There he is, my first celebrity crush. I remember this poster hung on my closet door and each night I would climb my stool to kiss him goodnight! Still to this day, “Thriller” is one of my favorite albums. Since then I have had several other crushes: Joey from New Kids on the Block, Elvis, James Dean, Leonardo DeCaprio. Now as an adult I don’t have many crushes…except for one. My celeb crush looks a little different today. He is not in the company of my past music and television star crushes. He’s an author, a counselor and therapist of sorts. Who might it be? Wait for it……wait for it…..My adult celebrity crush is….Dr. Marc Weissbluth! Who is Dr. Weissbluth? WHO is Dr. Weissbluth? He just so happens to be the man that brought sanity back into my life after 7 long months of sleepless nights. He is the man that taught me how to appreciate something I once took for granted. He is the man that helped me to accomplish what felt to be impossible. Dr. Weissbluth authored the book Healthy Sleep Habits, Happy Child. The book that saved me! And there is no appreciation like that of a mother who finally catches some zzzZZZs!
I have since recommended that book to several friends. His methods haven’t worked for all of them. In fact through their trial and error I have been introduced to different sleep techniques that have also benefited my children and I. And if I have learned nothing else in the past 7 years, I learned that there is no “one size fits all” sleep method. In fact, there isn’t even a “one size fits most” sleep method. So I am sorry to disappoint if you came to this blog hoping to find the “secret”. I don’t have it…but neither does anyone else.

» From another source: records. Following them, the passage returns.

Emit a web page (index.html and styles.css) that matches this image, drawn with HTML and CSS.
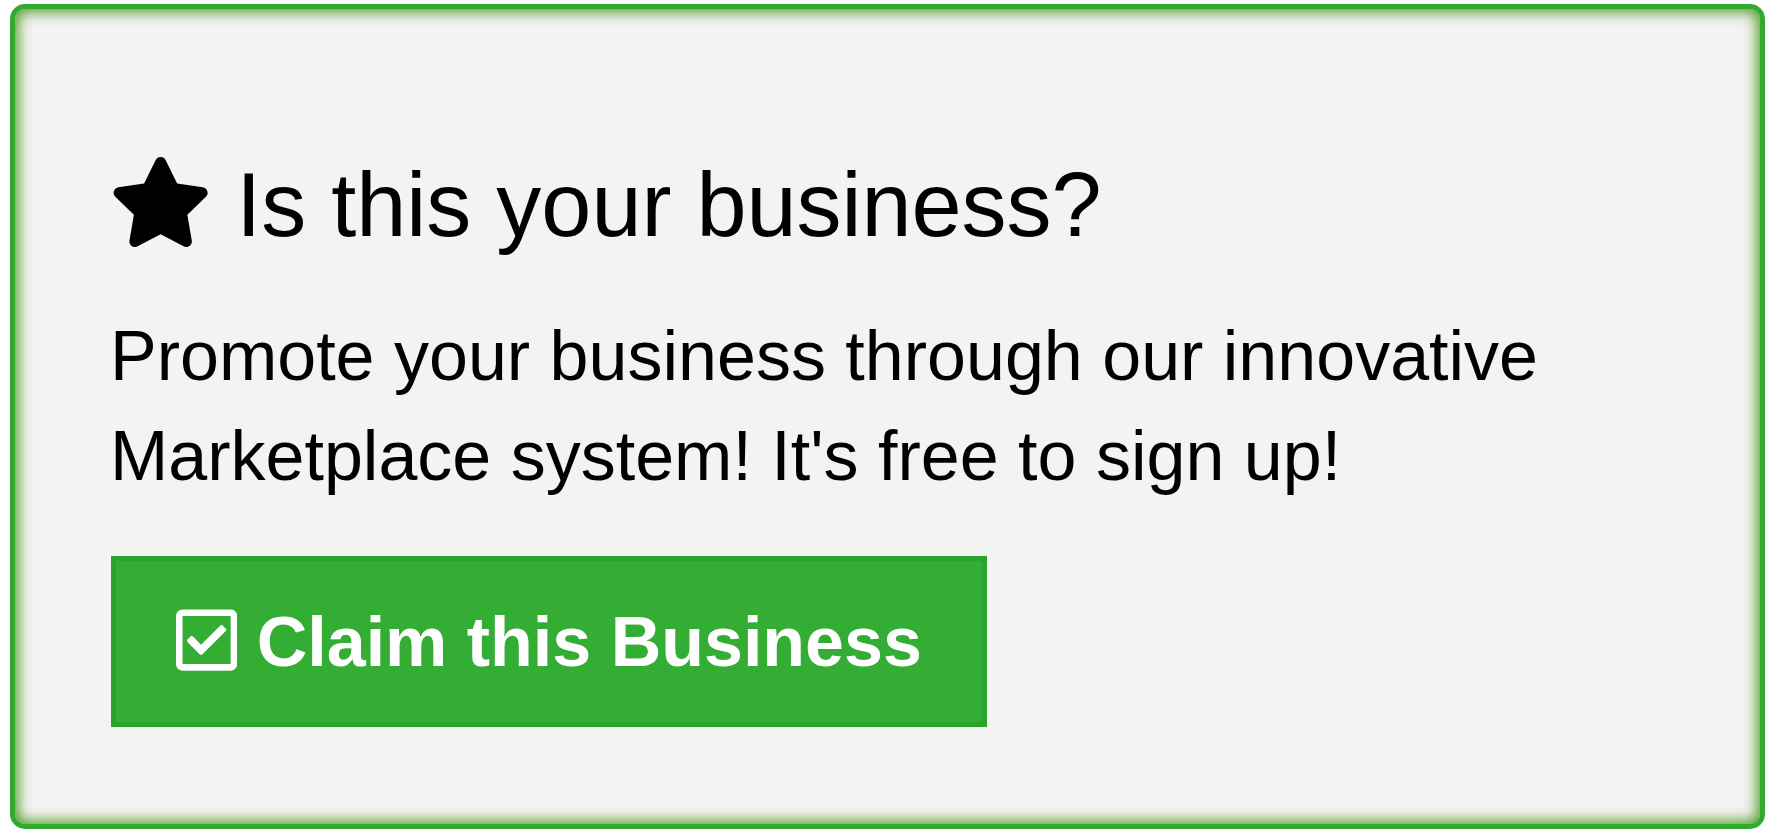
FILE: index.html
```html
<!DOCTYPE html>
<html lang="en">
<head>
<meta charset="utf-8">
<title>Is this your business?</title>
<link rel="stylesheet" href="styles.css">
</head>
<body>
<div class="claim-card">
  <h2 class="claim-title"><svg class="icon icon-star" viewBox="0 0 576 512" aria-hidden="true"><path d="M259.3 17.8L194 150.2 47.9 171.5c-26.2 3.8-36.7 36.1-17.7 54.6l105.7 103-25 145.5c-4.5 26.3 23.2 46 46.4 33.7L288 439.6l130.7 68.7c23.2 12.2 50.9-7.4 46.4-33.7l-25-145.5 105.7-103c19-18.5 8.5-50.8-17.7-54.6L382 150.2 316.7 17.8c-11.7-23.6-45.6-23.9-57.4 0z"/></svg> Is this your business?</h2>
  <p class="claim-text">Promote your business through our innovative Marketplace system! It's free to sign up!</p>
  <a class="claim-button" href="#"><svg class="icon icon-check" viewBox="0 0 448 512" aria-hidden="true"><path d="M400 32H48C21.490 32 0 53.49 0 80v352c0 26.51 21.49 48 48 48h352c26.51 0 48-21.49 48-48V80c0-26.51-21.49-48-48-48zm0 400H48V80h352v352zm-35.864-241.724L191.547 361.48c-4.705 4.667-12.303 4.637-16.97-.068l-90.781-91.516c-4.667-4.705-4.637-12.303.069-16.971l22.719-22.536c4.705-4.667 12.303-4.637 16.970.069l59.792 60.277 141.352-140.216c4.705-4.667 12.303-4.637 16.970.068l22.536 22.718c4.667 4.706 4.637 12.304-.068 16.971z"/></svg> Claim this Business</a>
</div>
</body>
</html>
```

FILE: styles.css
```css
html, body {
  margin: 0;
  padding: 0;
  background: #ffffff;
}

body {
  font-family: "Liberation Sans", Arial, sans-serif;
  color: #000000;
}

.claim-card {
  box-sizing: border-box;
  height: 825px;
  margin: 4px 8px 5px 10px;
  padding: 147px 95px 0 95px;
  background: #f3f3f3;
  border: 5px solid #31aa31;
  border-radius: 15px;
  box-shadow: inset 0 0 14px 3px rgba(70, 150, 20, 0.95);
}

.claim-title {
  margin: 0 0 51px 0;
  font-size: 90px;
  font-weight: normal;
  line-height: 1.1;
}

.icon {
  display: inline-block;
  height: 1em;
  vertical-align: -0.125em;
  fill: currentColor;
}

.icon-star {
  width: 1.125em;
}

.icon-check {
  width: 0.875em;
}

.claim-text {
  margin: 0 0 50px 0;
  font-size: 70px;
  line-height: 100px;
}

.claim-button {
  display: inline-block;
  margin-left: 1px;
  padding: 41px 60px 40px 60px;
  background: #33ad33;
  border: 5px solid #2aa32a;
  color: #ffffff;
  font-size: 70px;
  font-weight: bold;
  line-height: normal;
  text-decoration: none;
}
```
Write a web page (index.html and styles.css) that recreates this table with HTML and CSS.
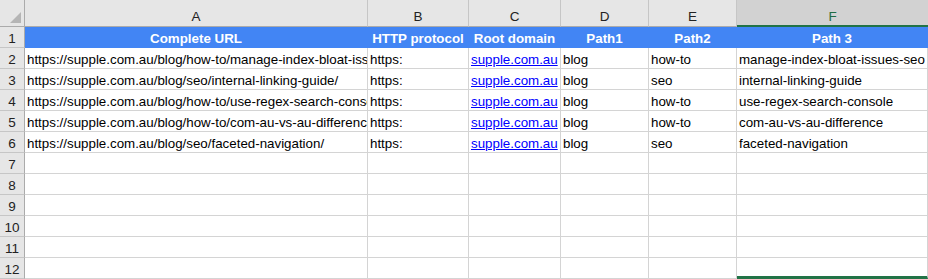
FILE: index.html
```html
<!DOCTYPE html>
<html>
<head>
<meta charset="utf-8">
<link rel="stylesheet" href="styles.css">
</head>
<body>
<div class="sheet">
  <div class="corner"><span class="tri"></span></div>
  <div class="colhead">A</div>
  <div class="colhead">B</div>
  <div class="colhead">C</div>
  <div class="colhead">D</div>
  <div class="colhead">E</div>
  <div class="colhead sel">F</div>

  <div class="rowhead">1</div>
  <div class="cell th">Complete URL</div>
  <div class="cell th">HTTP protocol</div>
  <div class="cell th">Root domain</div>
  <div class="cell th">Path1</div>
  <div class="cell th">Path2</div>
  <div class="cell th">Path 3</div>

  <div class="rowhead">2</div>
  <div class="cell">https://supple.com.au/blog/how-to/manage-index-bloat-issues-seo/</div>
  <div class="cell">https:</div>
  <div class="cell"><a class="link">supple.com.au</a></div>
  <div class="cell">blog</div>
  <div class="cell">how-to</div>
  <div class="cell">manage-index-bloat-issues-seo</div>

  <div class="rowhead">3</div>
  <div class="cell">https://supple.com.au/blog/seo/internal-linking-guide/</div>
  <div class="cell">https:</div>
  <div class="cell"><a class="link">supple.com.au</a></div>
  <div class="cell">blog</div>
  <div class="cell">seo</div>
  <div class="cell">internal-linking-guide</div>

  <div class="rowhead">4</div>
  <div class="cell">https://supple.com.au/blog/how-to/use-regex-search-console/</div>
  <div class="cell">https:</div>
  <div class="cell"><a class="link">supple.com.au</a></div>
  <div class="cell">blog</div>
  <div class="cell">how-to</div>
  <div class="cell">use-regex-search-console</div>

  <div class="rowhead">5</div>
  <div class="cell">https://supple.com.au/blog/how-to/com-au-vs-au-difference/</div>
  <div class="cell">https:</div>
  <div class="cell"><a class="link">supple.com.au</a></div>
  <div class="cell">blog</div>
  <div class="cell">how-to</div>
  <div class="cell">com-au-vs-au-difference</div>

  <div class="rowhead">6</div>
  <div class="cell">https://supple.com.au/blog/seo/faceted-navigation/</div>
  <div class="cell">https:</div>
  <div class="cell"><a class="link">supple.com.au</a></div>
  <div class="cell">blog</div>
  <div class="cell">seo</div>
  <div class="cell">faceted-navigation</div>

  <div class="rowhead">7</div>
  <div class="cell"></div><div class="cell"></div><div class="cell"></div><div class="cell"></div><div class="cell"></div><div class="cell"></div>
  <div class="rowhead">8</div>
  <div class="cell"></div><div class="cell"></div><div class="cell"></div><div class="cell"></div><div class="cell"></div><div class="cell"></div>
  <div class="rowhead">9</div>
  <div class="cell"></div><div class="cell"></div><div class="cell"></div><div class="cell"></div><div class="cell"></div><div class="cell"></div>
  <div class="rowhead">10</div>
  <div class="cell"></div><div class="cell"></div><div class="cell"></div><div class="cell"></div><div class="cell"></div><div class="cell"></div>
  <div class="rowhead">11</div>
  <div class="cell"></div><div class="cell"></div><div class="cell"></div><div class="cell"></div><div class="cell"></div><div class="cell"></div>
  <div class="rowhead">12</div>
  <div class="cell"></div><div class="cell"></div><div class="cell"></div><div class="cell"></div><div class="cell"></div><div class="cell selbottom"></div>
</div>
</body>
</html>
```
FILE: styles.css
```css
html, body {
  margin: 0;
  padding: 0;
  background: #ffffff;
  overflow: hidden;
}
.sheet {
  display: grid;
  grid-template-columns: 25px 343px 101px 92px 88px 88px 1fr;
  grid-template-rows: 27px repeat(12, 21px);
  width: 928px;
  font-family: "Liberation Sans", Arial, sans-serif;
  font-size: 13.33px;
  color: #000;
}
.corner {
  position: relative;
  background: #e6e6e6;
  border-right: 1px solid #ababab;
  border-bottom: 1px solid #ababab;
  box-sizing: border-box;
}
.corner .tri {
  position: absolute;
  right: 3px;
  bottom: 3px;
  width: 0;
  height: 0;
  border-left: 11px solid transparent;
  border-bottom: 11px solid #b5b5b5;
}
.colhead {
  background: #e6e6e6;
  border-right: 1px solid #c6c6c6;
  border-bottom: 1px solid #ababab;
  box-sizing: border-box;
  text-align: center;
  padding-top: 10px;
  line-height: 14px;
  font-size: 13.5px;
  color: #222;
}
.colhead.sel {
  background: #d2d2d2;
  color: #1f6b43;
  border-right: none;
  border-bottom: 2px solid #217346;
}
.rowhead {
  background: #e6e6e6;
  border-right: 1px solid #ababab;
  border-bottom: 1px solid #c6c6c6;
  box-sizing: border-box;
  text-align: center;
  padding-top: 4px;
  line-height: 16px;
  font-size: 13.5px;
  color: #222;
}
.cell {
  border-right: 1px solid #d4d4d4;
  border-bottom: 1px solid #d4d4d4;
  box-sizing: border-box;
  white-space: nowrap;
  overflow: hidden;
  padding: 4px 2px 0 2px;
  line-height: 16px;
}
.cell.th {
  background: #4285f4;
  border-color: #4285f4;
  color: #ffffff;
  font-weight: bold;
  text-align: center;
}
.link {
  color: #0000ff;
  text-decoration: underline;
}
.selbottom {
  border-bottom: 3px solid #217346;
}
```
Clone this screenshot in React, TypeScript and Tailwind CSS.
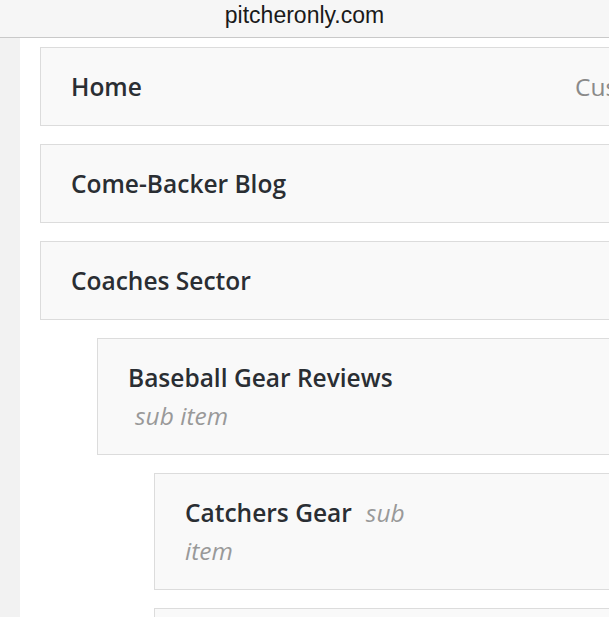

Every baby and child is different. And the way they sleep just might be more of a reflection of their personality than your parenting. Like many parenting issues (discipline, potty training) sleep is one that has to be researched, tried and tried again, much like a puzzle that may take several attempts to complete. There are many options out there to offer you help: books, blogs, websites, sleep consult services. If you so desire help, it’s easy to find. The tricky part is finding what works for you and your child. Now the mother of 3, experience has taught me a few things about infants and sleep. Some lessons were learned harder than others, but all are valuable and I hope they can help you too.
1. It is important to understand babies’ sleep cycles and how they differ from adult sleep cycles. This knowledge will help you recognize when your baby is in a light sleep vs. a deeper sleep (i.e. when it is safe to lay them down without waking them up!). You should also familiarize yourself with how much sleep your child requires for their age to keep your expectations reasonable and real!
|Age||Nighttime Sleep||Daytime Sleep *||Total Sleep|
|1 month||8||8 (inconsistent)||16|
|3 months||10||5 (3)||15|
|6 months||11||3 1/4 (2)||14 1/4|
|9 months||11||3 (2)||14|
|12 months||11 1/4||2 1/2 (2)||13 3/4|
|18 months||11 1/4||2 1/4 (1)||13 1/2|
|2 years||11||2 (1)||13|
|3 years||10 1/2||1 1/2 (1)||12|
|*Note: number of naps in parentheses|
2. Do what you are comfortable with. If a sleep method suggests letting your baby “cry it out” and you just can’t imagine doing that, than don’t do it. I wanted to try co-sleeping with my infant, I longed for the extra bonding at the end of the day, but my husband said no. He is a heavy sleeper and feared rolling over on her and suffocating her. Bottom line is you have to do what helps you sleep better at night too. After all, what good is a baby who sleeps 8 hours if you lie awake feeling guilty about how you got there!
3. It’s normal for babies (and toddlers, preschoolers and even older children) to wake up in the night. Eventually your infant will sleep through, I promise! Typically this occurs between 6 and 12 months of age. But even after you have achieved this milestone, other milestones, like teething pain and illness, may cause them to wake. It is even thought that when babies learn to crawl and walk, they awaken in order to “practice” their new skills. Then as toddlers and preschoolers night awakenings may occur because of separation anxiety and night terrors, all of which are developmentally appropriate. My 6 year old has even been known to invade my bed in the wee hours of the morning because of a bad dream. So, just know that tackling the sleep problem with your infant doesn’t mean it’s over. My best advice to you is to squeeze in a nap when you can because you never know what the night may hold!
4. Remember, it’s not your fault your baby wakes up! In fact there are developmental benefits to night awakenings especially in the first few months of life when infants wake to feed. Your baby’s sleep habits are more a reflection of his/her temperament than your parenting. And when comparing sleep stories with other parents, keep in mind that most parents will exaggerate to make themselves look and feel good. A baby that sleeps through the night is not indicative of “good parenting”. So, go easy on yourself!